When a woman has her own magazine and TV network, she doesn’t really need to go looking for people to interview her. So securing Oprah Winfrey for an interview – any interview – has proved to be harder than Hillary Clinton or Crown Princess Mary combined. This month, we finally cracked it as she prepares to return to Australia in December. And as it turns out, while there were a few minor hurdles such as a time zone difference, talking to one of the best loved women on the planet was remarkably painless.

As I’ve said before, it is common for celebrities big and small to make all sorts of demands on magazines. Often it is for copy or picture approval, demands for sponsor mentions and payment. Then there are the questions/subjects which are off limits. Yet it won’t surprise you to know that this didn’t happen with Oprah, who was predictably candid in this revealing interview. I won’t spoil it for you, but our journalist Caroline Overington has done a brilliant job, especially since readers may have wrongly thought everything that could be said about Oprah has been.

It is especially fitting to have this cover for the announcement of our 2015 list of the most powerful women in Australia, as Oprah regularly tops global lists.

Our list serves as a way to bring you stories about women who for the most part go under the radar. Many of them are business leaders, philanthropists or political figures who are overshadowed by either the men who dominate these fields or our human tendency to follow the lives of a celebrity over a philanthropist.

In total, 32 per cent of the Power List is made up of businesswomen, 15 per cent from the public service and 13 per cent from the media. Another interesting titbit for ambitious women living in rural or regional Australia is that 61 per cent of the list did not grow up in Sydney or Melbourne.

However, so fickle is political power in Australia, at the time of writing, Tony Abbott was being ousted by rival Malcolm Turnbull, which immediately shifted the balance of power at the very top of our Power List.

When our independent panel of judges sat together last month to compile the 2015 The Australian Women’s Weekly/CPA Australia Power List, they voted narrowly in favour of Mr Abbott’s Chief of Staff, Peta Credlin, as the most powerful woman of the past calendar year, with the Foreign Minister Julie Bishop slipping into second place.

Yet, as we later witnessed, Ms Bishop’s role in backing 
Mr Turnbull proved instrumental in helping to overthrow another sitting Prime Minister and, as a result, his formidable Chief of Staff.

So while the Power List has been overrun by events, it is 
an opportunity to pay tribute to Ms Credlin’s extraordinary career, from her early years in a country town to the highest office 
in the land.

Labor’s Deputy Leader Tanya Plibersek made it into the number three position this year and, as we noted, there is only an election between positions one and three.

The other notable entrant to the Power List is the previously unknown Rosie Batty, for her tireless campaign to prevent family violence.
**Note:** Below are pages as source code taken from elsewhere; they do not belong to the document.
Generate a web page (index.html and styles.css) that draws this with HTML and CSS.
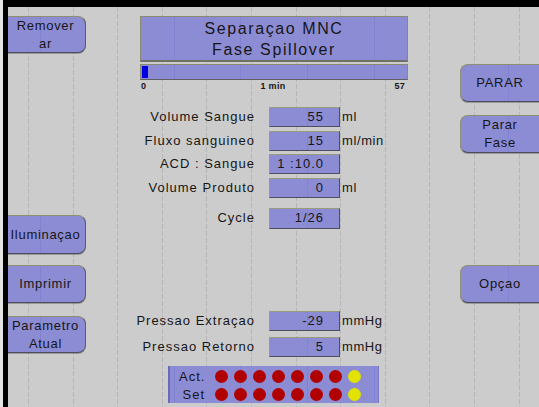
FILE: index.html
```html
<!DOCTYPE html>
<html lang="pt">
<head>
    <meta charset="UTF-8">
    <meta name="viewport" content="width=device-width, initial-scale=1.0">
    <title>Separaçao MNC</title>
    <link rel="stylesheet" href="styles.css">
</head>
<body>
    <div class="screen">
        <!-- Left buttons -->
        <div class="col col-left">
            <div class="btn btn-left btn-remover">Remover<br>ar</div>
            <div class="btn btn-left btn-luz">Iluminaçao</div>
            <div class="btn btn-left btn-imprimir">Imprimir</div>
            <div class="btn btn-left btn-param">Parametro<br>Atual</div>
        </div>

        <!-- Center panel -->
        <div class="col col-center">
            <div class="title-box">Separaçao MNC<br>Fase Spillover</div>
            <div class="progress"><div class="progress-fill"></div></div>
            <div class="scale">
                <span>0</span>
                <span>1 min</span>
                <span class="scale-end">57</span>
            </div>

            <div class="rows rows-main">
                <span class="label">Volume Sangue</span>
                <span class="field">55</span>
                <span class="unit">ml</span>

                <span class="label">Fluxo sanguineo</span>
                <span class="field">15</span>
                <span class="unit">ml/min</span>

                <span class="label">ACD : Sangue</span>
                <span class="field">1 :10.0</span>
                <span class="unit"></span>

                <span class="label">Volume Produto</span>
                <span class="field">0</span>
                <span class="unit">ml</span>
            </div>

            <div class="rows rows-cycle">
                <span class="label">Cycle</span>
                <span class="field field-tall">1/26</span>
                <span class="unit"></span>
            </div>

            <div class="rows rows-press">
                <span class="label">Pressao Extraçao</span>
                <span class="field">-29</span>
                <span class="unit">mmHg</span>

                <span class="label">Pressao Retorno</span>
                <span class="field">5</span>
                <span class="unit">mmHg</span>
            </div>

            <div class="status">
                <span class="status-label">Act.</span>
                <div class="dots">
                    <i class="dot"></i><i class="dot"></i><i class="dot"></i><i class="dot"></i>
                    <i class="dot"></i><i class="dot"></i><i class="dot"></i><i class="dot dot-on"></i>
                </div>
                <span class="status-label">Set</span>
                <div class="dots">
                    <i class="dot"></i><i class="dot"></i><i class="dot"></i><i class="dot"></i>
                    <i class="dot"></i><i class="dot"></i><i class="dot"></i><i class="dot dot-on"></i>
                </div>
            </div>
        </div>

        <!-- Right buttons -->
        <div class="col col-right">
            <div class="btn btn-right btn-parar">PARAR</div>
            <div class="btn btn-right btn-fase">Parar<br>Fase</div>
            <div class="btn btn-right btn-opcao">Opçao</div>
        </div>
    </div>
</body>
</html>
```

FILE: styles.css
```css
/* General styling */
body, html {
    margin: 0;
    padding: 0;
    background: #e4e4e4;
    font-family: "Liberation Sans", Arial, sans-serif;
    font-size: 13px;
    letter-spacing: 1px;
    color: #161616;
}

.screen {
    position: relative;
    display: flex;
    box-sizing: border-box;
    width: 536px;
    height: 407px;
    margin-left: 3px;
    border-top: 7px solid #000;
    border-left: 5px solid #000;
    background: #cccccc;
}

/* dashed grid lines */
.screen::before {
    content: "";
    position: absolute;
    top: 0;
    left: 0;
    right: 0;
    bottom: 0;
    background: repeating-linear-gradient(90deg, transparent 0, transparent 20px, #b6b6b6 20px, #b6b6b6 21px, transparent 21px, transparent 44.6px);
    -webkit-mask-image: repeating-linear-gradient(180deg, #000 0, #000 5px, transparent 5px, transparent 7px);
    mask-image: repeating-linear-gradient(180deg, #000 0, #000 5px, transparent 5px, transparent 7px);
}

.col {
    position: relative;
    display: flex;
    flex-direction: column;
}

.col-left {
    width: 78px;
}

.col-center {
    flex: 1;
}

.col-right {
    width: 79px;
}

/* shared periwinkle surface */
.btn, .title-box, .progress, .field, .status {
    background-color: #8c8cd5;
    background-image: repeating-linear-gradient(90deg, transparent 0, transparent 40px, #8282d2 40px, #8282d2 41px, transparent 41px, transparent 66.8px);
    background-attachment: fixed;
}

/* Buttons */
.btn {
    box-sizing: border-box;
    display: flex;
    align-items: center;
    justify-content: center;
    text-align: center;
    line-height: 18px;
    letter-spacing: 0.7px;
    border: 1px solid #8e8e70;
    border-bottom-color: #4c4c5c;
    box-shadow: 0 1px 0 rgba(0, 0, 0, 0.25);
}

.btn-left {
    border-left: none;
    border-right-color: #5a5a68;
    border-radius: 0 8px 8px 0;
    padding-right: 2px;
}

.btn-right {
    border-right: none;
    border-radius: 8px 0 0 8px;
}

.btn-remover { margin-top: 9px; height: 37px; }
.btn-luz { margin-top: 162px; height: 39px; }
.btn-imprimir { margin-top: 11px; height: 38px; }
.btn-param { margin-top: 13px; height: 37px; }

.btn-parar { margin-top: 57px; height: 38px; }
.btn-fase { margin-top: 13px; height: 38px; }
.btn-opcao { margin-top: 112px; height: 38px; }

/* Title and progress */
.title-box {
    box-sizing: border-box;
    width: 268px;
    height: 46px;
    margin: 9px 0 0 54px;
    display: flex;
    align-items: center;
    justify-content: center;
    text-align: center;
    font-size: 16px;
    letter-spacing: 1.6px;
    line-height: 21px;
    border: 1px solid #8a8a72;
    border-bottom: 2px solid #707066;
}

.progress {
    box-sizing: border-box;
    width: 268px;
    height: 16px;
    margin: 2px 0 0 54px;
    padding: 1px;
    border: 1px solid #8a8a72;
    border-bottom-color: #606060;
}

.progress-fill {
    width: 6px;
    height: 12px;
    background: #0000e0;
}

.scale {
    display: grid;
    grid-template-columns: 1fr auto 1fr;
    width: 264px;
    height: 12px;
    margin-left: 55px;
    font-size: 9px;
    font-weight: bold;
    letter-spacing: 0.3px;
    line-height: 12px;
}

.scale-end {
    text-align: right;
}

/* Data rows */
.rows {
    display: grid;
    grid-template-columns: 183px 71px auto;
}

.rows-main {
    margin-top: 15px;
    row-gap: 3.5px;
}

.rows-cycle {
    margin-top: 10.5px;
}

.rows-press {
    margin-top: 82px;
    row-gap: 6px;
}

.label {
    text-align: right;
    line-height: 20px;
    margin-right: 14px;
    white-space: nowrap;
}

.field {
    box-sizing: border-box;
    height: 20px;
    padding-right: 15px;
    text-align: right;
    line-height: 18px;
    border: 1px solid #9a9a7c;
    border-right-color: #4e4e5e;
    border-bottom-color: #4e4e5e;
}

.field-tall {
    height: 21px;
}

.unit {
    line-height: 20px;
    padding-left: 2px;
    letter-spacing: 0.6px;
}

/* Act / Set indicator */
.status {
    box-sizing: border-box;
    width: 211px;
    height: 37px;
    margin: 9px 0 0 82px;
    padding: 4px 0 0 9px;
    display: grid;
    grid-template-columns: 26px auto;
    column-gap: 10px;
    row-gap: 3px;
    border-left: 2px solid #6a6ab8;
    border-right: 1px solid #7a7ac4;
}

.status-label {
    line-height: 13px;
    text-align: right;
}

.dots {
    display: flex;
    gap: 6px;
}

.dot {
    width: 13px;
    height: 13px;
    border-radius: 50%;
    background: #b00000;
}

.dot-on {
    background: #e2e200;
}
```
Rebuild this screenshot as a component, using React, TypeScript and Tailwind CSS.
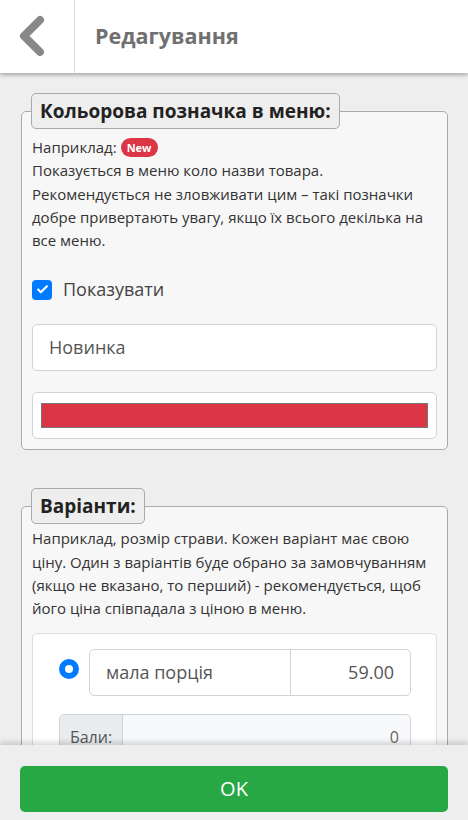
import { Check } from "lucide-react";

function Legend({ children }: { children: React.ReactNode }) {
  return (
    <legend className="-ml-[1px] px-[8px] py-[1px] bg-[#eeeeee] border border-[#aaaaaa] rounded-[5px] text-[19px] leading-[32px] font-bold text-[#222]">
      {children}
    </legend>
  );
}

export default function App() {
  return (
    <div className="h-[820px] flex flex-col bg-[#eeeeee] overflow-hidden font-['Open_Sans',sans-serif] text-[#333]">
      {/* Header */}
      <header className="relative z-10 h-[73px] shrink-0 flex bg-white shadow-[0_2px_4px_rgba(0,0,0,0.3)]">
        <button className="w-[75px] flex items-center justify-center border-r border-[#dddddd]">
          <svg width="34" height="44" viewBox="0 0 34 44" className="-ml-[11px] -mt-[2px]">
            <path d="M25 6 L9 22 L25 38" fill="none" stroke="#888888" strokeWidth="8" strokeLinecap="round" strokeLinejoin="round" />
          </svg>
        </button>
        <h1 className="flex items-center pl-[20px] text-[21.5px] font-bold text-[#707070]">Редагування</h1>
      </header>

      {/* Content */}
      <main className="flex-1 overflow-hidden pl-[21px] pr-[20px] pt-[20px]">
        <fieldset className="border border-[#aaaaaa] rounded-[5px] bg-[#f7f7f7] px-[10px] pb-[10px]">
          <Legend>Кольорова позначка в меню:</Legend>
          <div className="text-[15px] leading-[23.3px] mt-[7px]">
            <div className="flex items-center gap-[4px]">
              Наприклад:
              <span className="inline-flex items-center h-[19px] px-[6px] rounded-full bg-[#dc3545] text-white text-[11px] font-bold">New</span>
            </div>
            <p>Показується в меню коло назви товара.</p>
            <p>Рекомендується не зловживати цим – такі позначки добре привертають увагу, якщо їх всього декілька на все меню.</p>
          </div>

          <label className="mt-[24px] flex items-center gap-[11px] text-[18px] text-[#444]">
            <span className="w-[20px] h-[20px] rounded-[4px] bg-[#007bff] flex items-center justify-center">
              <Check className="w-[13px] h-[13px] text-white" strokeWidth={4} />
            </span>
            Показувати
          </label>

          <div className="mt-[21px] h-[47px] bg-white border border-[#ced4da] rounded-[5px] flex items-center px-[16px] text-[18px] text-[#555]">
            Новинка
          </div>

          <div className="mt-[21px] h-[47px] bg-white border border-[#ced4da] rounded-[5px] flex items-center px-[8px]">
            <div className="w-full h-[25px] bg-[#dc3545] border border-[#777]" />
          </div>
        </fieldset>

        <fieldset className="mt-[38px] border border-[#aaaaaa] rounded-[5px] bg-[#f7f7f7] px-[10px] pb-[10px]">
          <Legend>Варіанти:</Legend>
          <p className="text-[15px] leading-[23.3px] mt-[3px]">
            Наприклад, розмір страви. Кожен варіант має свою ціну. Один з варіантів буде обрано за замовчуванням (якщо не вказано, то перший) - рекомендується, щоб його ціна співпадала з ціною в меню.
          </p>
          <div className="mt-[12px] bg-white border border-[#dddddd] rounded-[5px] pl-[26px] pr-[25px] pt-[15px] pb-[16px]">
            <div className="flex items-center gap-[10px]">
              <span className="w-[20px] h-[20px] rounded-full bg-[#007bff] flex items-center justify-center shrink-0 -mt-[6px]">
                <span className="w-[8px] h-[8px] rounded-full bg-white" />
              </span>
              <div className="flex-1 flex h-[47px] border border-[#ced4da] rounded-[5px] text-[18px] text-[#555]">
                <div className="flex-1 flex items-center pl-[16px] border-r border-[#ced4da]">мала порція</div>
                <div className="w-[119px] flex items-center justify-end pr-[16px]">59.00</div>
              </div>
            </div>
            <div className="mt-[18px] flex h-[47px] border border-[#ced4da] rounded-[5px] text-[16px] text-[#555]">
              <div className="w-[63px] flex items-center justify-center bg-[#e9ecef] border-r border-[#ced4da] rounded-l-[5px]">Бали:</div>
              <div className="flex-1 flex items-center justify-end pr-[11px] bg-[#f8f9fa] rounded-r-[5px] text-[#666]">0</div>
            </div>
          </div>
        </fieldset>
      </main>

      {/* Footer */}
      <footer className="relative z-10 h-[75px] shrink-0 bg-[#eeeeee] shadow-[0_-3px_5px_rgba(0,0,0,0.15)] px-[20px] pt-[21px]">
        <button className="w-full h-[46px] rounded-[5px] bg-[#28a745] text-white text-[20px]">OK</button>
      </footer>
    </div>
  );
}
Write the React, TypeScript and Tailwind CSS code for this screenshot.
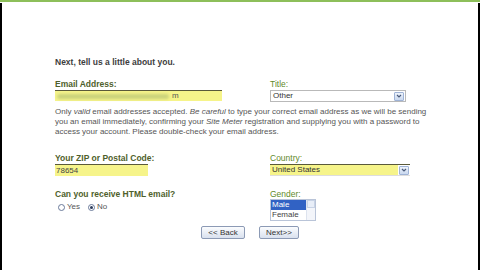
import React from "react";

const font = { fontFamily: '"Liberation Sans", Arial, sans-serif' };

function Label({ children, bold }: { children: React.ReactNode; bold?: boolean }) {
  return (
    <div
      className={
        bold
          ? "text-[8.5px] leading-[10px] font-bold text-[#4f5f2c]"
          : "text-[8.5px] leading-[10px] text-[#5f8a2a]"
      }
    >
      {children}
    </div>
  );
}

function DropArrow() {
  return (
    <div className="w-[10px] h-[9px] mr-[1px] rounded-[1px] border border-[#9fb3d6] bg-gradient-to-b from-[#eef3fb] to-[#c9d8ef] flex items-center justify-center">
      <svg width="6" height="4" viewBox="0 0 6 4">
        <path d="M1 1 L3 3 L5 1" fill="none" stroke="#4a5a7a" strokeWidth="1.2" />
      </svg>
    </div>
  );
}

export default function App() {
  return (
    <div className="w-[480px] h-[270px] bg-white overflow-hidden flex flex-col" style={font}>
      <div className="h-[2px] bg-[#8dbf5a]" />
      <div className="flex-1 mt-[1px] border-l-2 border-r-2 border-black bg-white pl-[53px] pt-[53px]">
        <div className="text-[8.5px] leading-[12px] font-bold text-[#3d3d3d]">
          Next, tell us a little about you.
        </div>

        <div className="flex mt-[11px]">
          <div className="w-[215px]">
            <Label bold>Email Address:</Label>
            <div className="w-[167px] h-[11px] mt-[1px] border-t border-[#5a5a3a] bg-[#f6f48a] flex items-center pl-[2px]">
              <div className="w-[112px] h-[5px] rounded-full bg-[#c9d27a] blur-[1.5px]" />
              <span className="ml-[3px] text-[8px] text-[#555]">m</span>
            </div>
          </div>
          <div>
            <Label>Title:</Label>
            <div className="w-[136px] h-[12px] mt-[1px] border border-[#b9b9b9] bg-white flex items-center justify-between">
              <span className="pl-[2px] text-[8px] leading-[10px] text-[#333]">Other</span>
              <DropArrow />
            </div>
          </div>
        </div>

        <p className="mt-[5px] w-[380px] text-[8px] leading-[10px] text-[#555]">
          Only <i className="leading-[10px]">valid</i> email addresses accepted.{" "}
          <i className="leading-[10px]">Be careful</i> to type your correct email address as we will be sending
          you an email immediately, confirming your <i className="leading-[10px]">Site Meter</i> registration and
          supplying you with a password to access your account. Please double-check your email address.
        </p>

        <div className="flex mt-[16px]">
          <div className="w-[215px]">
            <Label bold>Your ZIP or Postal Code:</Label>
            <div className="w-[93px] h-[12px] mt-[1px] border-t border-[#5a5a3a] bg-[#f6f48a] flex items-center pl-[1px]">
              <span className="text-[8px] leading-[10px] text-[#444]">78654</span>
            </div>
          </div>
          <div>
            <Label>Country:</Label>
            <div className="w-[140px] h-[12px] mt-[1px] border-t border-[#5a5a3a] border-b border-b-[#ddd] bg-[#f6f48a] flex items-center justify-between">
              <span className="pl-[2px] text-[8px] leading-[10px] text-[#333]">United States</span>
              <div className="h-full bg-white flex items-center pl-[1px]">
                <DropArrow />
              </div>
            </div>
          </div>
        </div>

        <div className="flex mt-[13px]">
          <div className="w-[215px]">
            <Label bold>Can you receive HTML email?</Label>
            <div className="flex items-center mt-[3px] pl-[3px] text-[8px] leading-[10px] text-[#555]">
              <span className="w-[7px] h-[7px] rounded-full border border-[#6a7a9a] bg-white mr-[2px]" />
              <span>Yes</span>
              <span className="ml-[8px] w-[7px] h-[7px] rounded-full border border-[#6a7a9a] bg-white mr-[2px] flex items-center justify-center">
                <span className="w-[3px] h-[3px] rounded-full bg-[#2a3a5a]" />
              </span>
              <span>No</span>
            </div>
          </div>
          <div>
            <Label>Gender:</Label>
            <div className="w-[46px] h-[22px] border border-[#b9c4d8] bg-white flex">
              <div className="flex-1 flex flex-col text-[8px] leading-[10px]">
                <span className="bg-[#3162c4] text-white pl-[1px]">Male</span>
                <span className="text-[#444] pl-[1px]">Female</span>
              </div>
              <div className="w-[9px] border-l border-[#dde3ee] bg-[#f3f5fa] flex flex-col">
                <div className="h-[8px] border border-[#c8d3e6] bg-[#e8eef8]" />
              </div>
            </div>
          </div>
        </div>

        <div className="flex gap-[14px] mt-[5px] pl-[146px]">
          <button className="w-[44px] h-[13px] rounded-[2px] border border-[#8c9ab5] bg-gradient-to-b from-[#fbfcfe] to-[#d9e1ee] text-[8px] leading-[10px] text-[#333]">
            &lt;&lt; Back
          </button>
          <button className="w-[40px] h-[13px] rounded-[2px] border border-[#8c9ab5] bg-gradient-to-b from-[#fbfcfe] to-[#d9e1ee] text-[8px] leading-[10px] text-[#333]">
            Next&gt;&gt;
          </button>
        </div>
      </div>
    </div>
  );
}
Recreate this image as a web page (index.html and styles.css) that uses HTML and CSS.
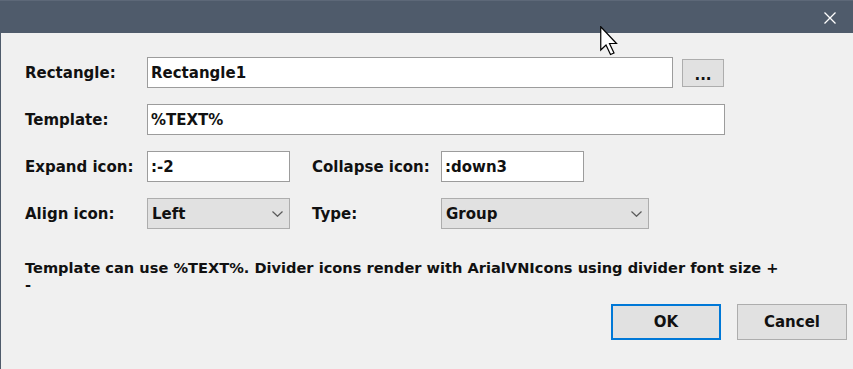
FILE: index.html
```html
<!DOCTYPE html>
<html>
<head>
<meta charset="utf-8">
<link rel="stylesheet" href="styles.css">
</head>
<body>
<div class="window">
  <div class="titlebar">
    <span class="close">
      <svg width="12" height="12" viewBox="0 0 12 12"><path d="M0.5 0.5 L11.5 11.5 M11.5 0.5 L0.5 11.5" stroke="#ffffff" stroke-width="1.3" fill="none"/></svg>
    </span>
  </div>
  <div class="content">
    <div class="row">
      <span class="lbl">Rectangle:</span>
      <div class="field f-rect">Rectangle1</div>
      <div class="btn-small">...</div>
    </div>
    <div class="row">
      <span class="lbl">Template:</span>
      <div class="field f-tpl">%TEXT%</div>
    </div>
    <div class="row">
      <span class="lbl">Expand icon:</span>
      <div class="field f-short">:-2</div>
      <span class="lbl lbl2">Collapse icon:</span>
      <div class="field f-short">:down3</div>
    </div>
    <div class="row">
      <span class="lbl">Align icon:</span>
      <div class="select f-short"><span>Left</span><svg class="chev" width="11" height="6" viewBox="0 0 11 6"><path d="M0.5 0.5 L5.5 5.3 L10.5 0.5" stroke="#5a5a5a" stroke-width="1.2" fill="none"/></svg></div>
      <span class="lbl lbl2">Type:</span>
      <div class="select f-type"><span>Group</span><svg class="chev" width="11" height="6" viewBox="0 0 11 6"><path d="M0.5 0.5 L5.5 5.3 L10.5 0.5" stroke="#5a5a5a" stroke-width="1.2" fill="none"/></svg></div>
    </div>
    <p class="note">Template can use %TEXT%. Divider icons render with ArialVNIcons using divider font size +<br>-</p>
    <div class="actions">
      <div class="btn primary">OK</div>
      <div class="btn">Cancel</div>
    </div>
  </div>
  <svg class="cursor" width="18" height="30" viewBox="0 0 18 30"><path d="M0.75 0.75 L0.75 24 L6 19 L10.5 28.5 L14 27 L9.5 17.5 L16.5 17.5 Z" fill="#ffffff" stroke="#000000" stroke-width="1.2" stroke-linejoin="miter"/></svg>
</div>
</body>
</html>
```

FILE: styles.css
```css
* { box-sizing: border-box; }
html, body { margin: 0; padding: 0; }
body {
  width: 853px;
  height: 369px;
  overflow: hidden;
  background: #f0f0f0;
  font-family: "DejaVu Sans", "Liberation Sans", sans-serif;
  font-weight: bold;
  font-size: 15px;
  color: #111111;
}
.window {
  position: relative;
  width: 853px;
  height: 369px;
  display: flex;
  flex-direction: column;
  border-left: 1px solid #4f5b6b;
}
.titlebar {
  height: 33px;
  flex: none;
  background: #4f5b6b;
  border-top: 1px solid #5d6878;
  display: flex;
  justify-content: flex-end;
  align-items: center;
  padding-right: 17px;
  margin-left: -1px;
}
.close { display: flex; width: 12px; height: 12px; margin-top: 1px; }
.content {
  display: flex;
  flex-direction: column;
  padding: 24px 0 0 24px;
  gap: 16px;
}
.row {
  display: flex;
  align-items: center;
  height: 31px;
}
.lbl {
  width: 122px;
  flex: none;
  white-space: nowrap;
}
.lbl2 { margin-left: 22px; width: 129px; }
.field {
  height: 31px;
  border: 1px solid #9c9c9c;
  background: #ffffff;
  padding-left: 3px;
  display: flex;
  align-items: center;
  white-space: nowrap;
}
.f-rect { width: 526px; }
.f-tpl { width: 578px; }
.f-short { width: 143px; }
.f-type { width: 208px; }
.btn-small {
  margin-left: 9px;
  width: 42px;
  height: 28px;
  background: #e1e1e1;
  border: 1px solid #adadad;
  display: flex;
  align-items: center;
  justify-content: center;
  padding-top: 4px;
  font-size: 15px;
}
.select {
  height: 31px;
  background: #e1e1e1;
  border: 1px solid #adadad;
  display: flex;
  align-items: center;
  justify-content: space-between;
  padding: 0 6px 0 4px;
}
.chev { display: block; }
.note {
  margin: 14px 0 0 0;
  font-size: 14.6px;
  line-height: 17px;
  height: 29px;
  width: 800px;
  white-space: nowrap;
}
.actions {
  display: flex;
  justify-content: flex-end;
  gap: 16px;
  padding-right: 6px;
}
.btn {
  width: 110px;
  height: 36px;
  background: #e1e1e1;
  border: 1px solid #adadad;
  display: flex;
  align-items: center;
  justify-content: center;
}
.btn.primary { border: 2px solid #0078d7; }
.cursor {
  position: absolute;
  left: 599px;
  top: 26px;
}
```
An extract from her new book, which was written in collaboration with The Weekly’s Executive Editor Bryce Corbett, is also in this month’s issue, and for the first time it details 
the day her son Luke was murdered by his mentally ill father.

Coincidentally, when we popped into South Australia to feature the love story of former Democrat Senator Natasha Stott Despoja and her husband, former Liberal adviser Ian Smith, we also encountered Rosie, who had stopped over on her way to give a speech in Adelaide. It can feel like a very small world at The Weekly, but certainly in 2015 all roads seem to lead to Rosie.

Finally, this month I would like to congratulate all the winners of our The Australian Women’s Weekly Qantas scholarship fund for young women. I would especially like to single out our joint winners Genevieve Clay-Smith, 27, of NSW, and Marita Cheng, 26, of Victoria.

The judges found it too hard to separate Genevieve’s program to help students with intellectual difficulties make great films from Marita’s space-age invention to help people with their mobility. So, in the end our generous sponsor Qantas came to the rescue with extra prize money.

Well done to all nine of the young women whom we have labelled as our Women of the Future and we look forward to following your progress in the years to come.